A boca, a voz, a língua e a fala passam a ser alvo e lugar de disputa de narrativas também nas obras Silêncio (A enfermeira), (2014), Alvos (2017) e Estudo para facadas (2013). No vídeo CALABOCA (2006) a artista ‘martela’, letra por letra, a palavra silêncio em sua língua.

Pregação, de Lenora de Barros, 2014/2022. Fotografia: Fernando Laszlo

Seria possível a existência de um mundo sem a povoação dos signos e da linguagem? Seria possível o silêncio absoluto? Em Pregação temos o registro fotográfico da palavra silêncio, resultado da performance coletiva que ocorreu em 2016 na exposição Issoéossodisso no Paço das Artes.

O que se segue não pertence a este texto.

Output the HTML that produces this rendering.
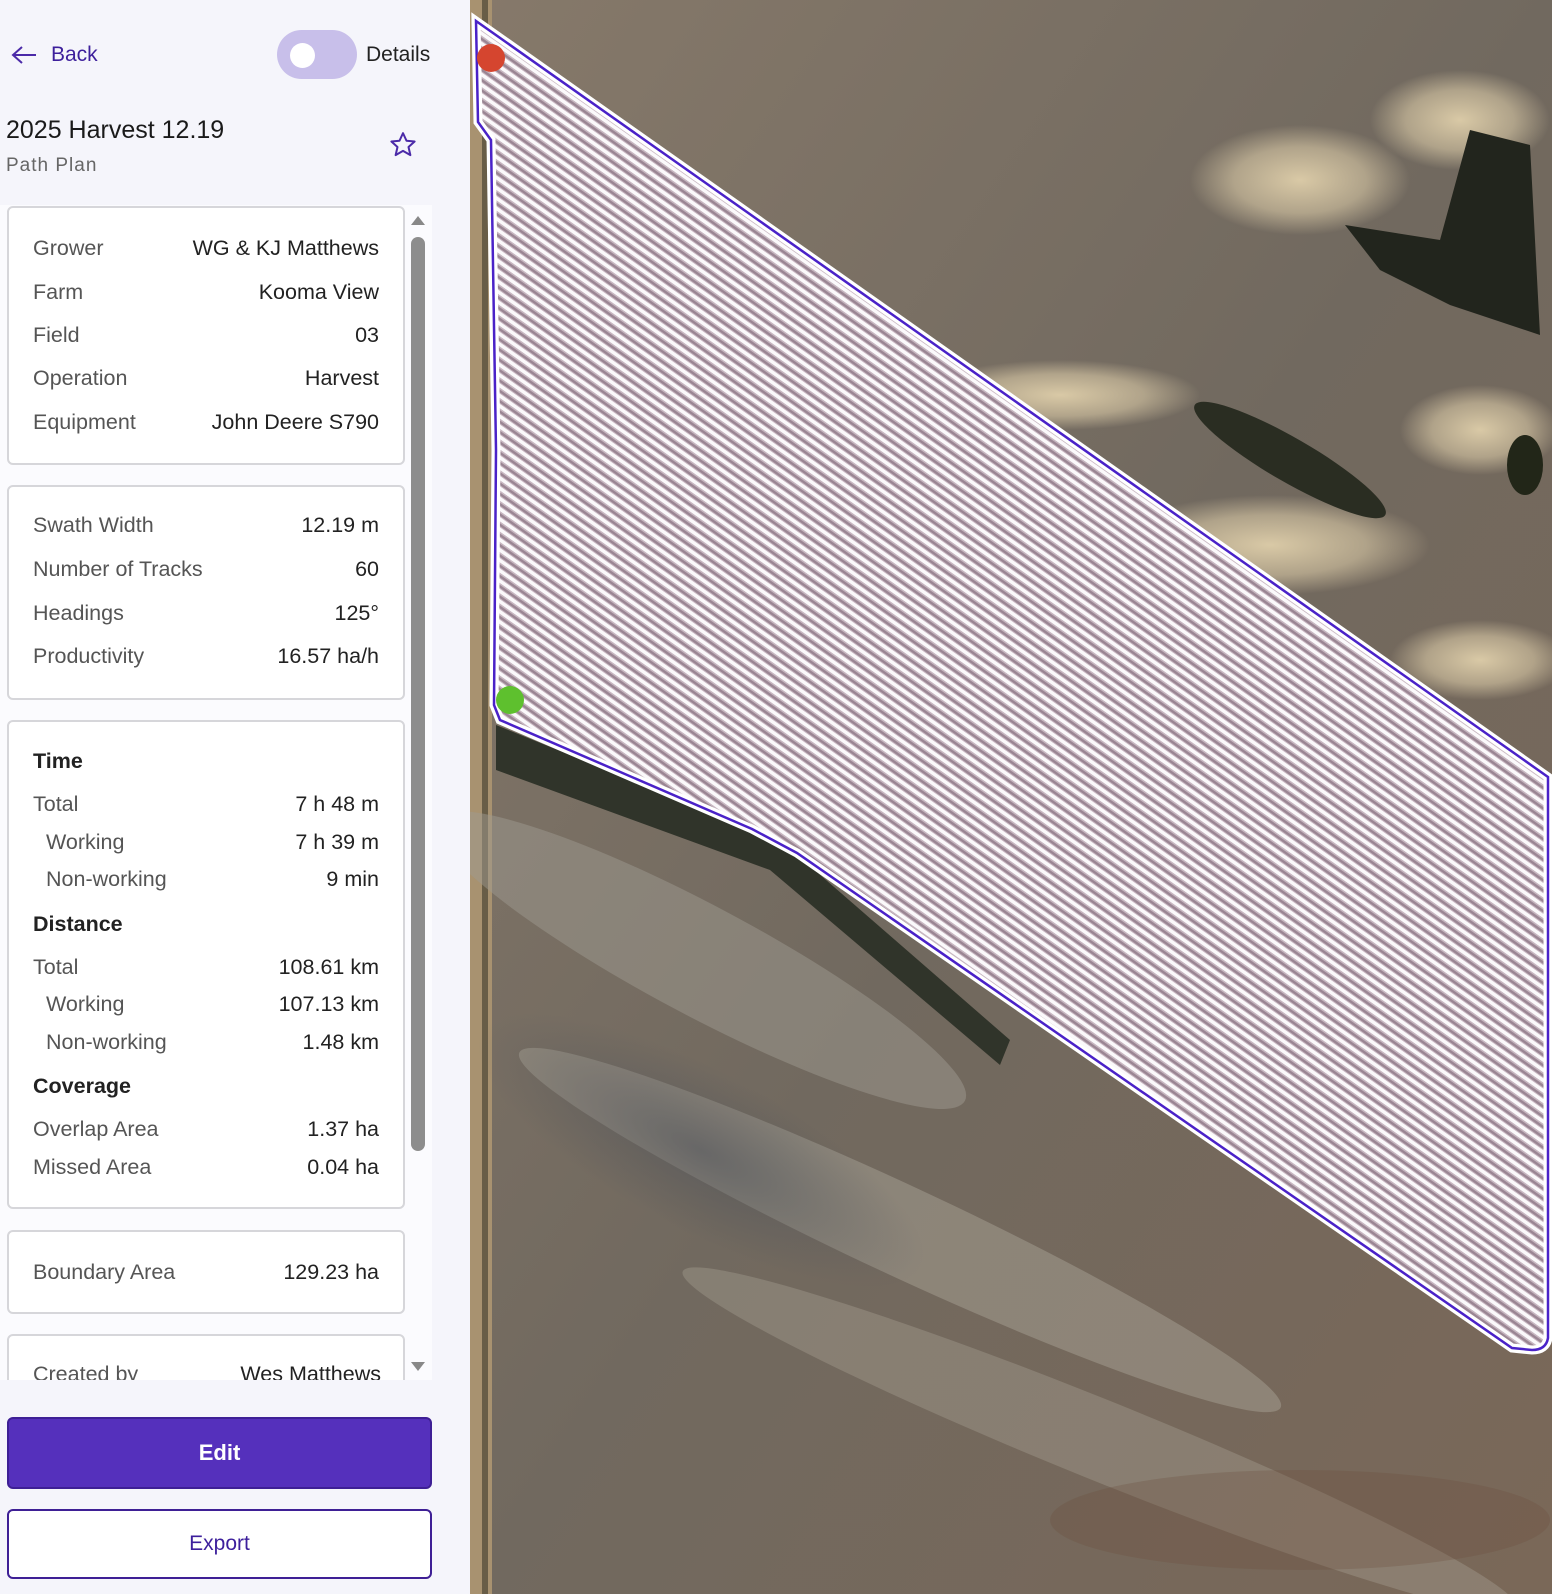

Nesta ação os participantes, munidos de martelo e pregos, fixavam no meio de um barulho ensurdecedor a palavra silêncio no espaço expositivo. A obra, composta por códigos sonoros, performáticos e visuais, reivindicava não uma pausa acústica, mas este espaço povoado de linguagem e da ação coletiva de corpos em movimento. É neste jogo entre a ação corporal coletiva e a palavra que o poema e a linguagem se constroem. Não seria exagero dizer que esta ideia de origem, quase metafísica da Linguagem, faz parte de vários trabalhos de Lenora como em seu vídeo A Cara. A Língua. O Ventre. Na última parte deste tríptico Lenora de Barros modela em argila seu próprio ventre circunscrevendo seu umbigo, orifício corporal por onde passou o cordão umbilical. A Linguagem é Corpo, é Poesia. É o seu próprio corpo, seu rosto, sua língua, seu ventre feminino que se materializa em força poética e que se traduze em linguagem em uma produção repleta de sentidos. ///

Priscila Arantes e crítica, curadora, gestora cultural e pesquisadora. É professora do departamento de artes da PUC-SP,  pesquisadora colaboradora  do MAC-USP e vice-presidente da ABCA . Entre 2007 e 2020 foi curadora e diretora do Paço das Artes (SP).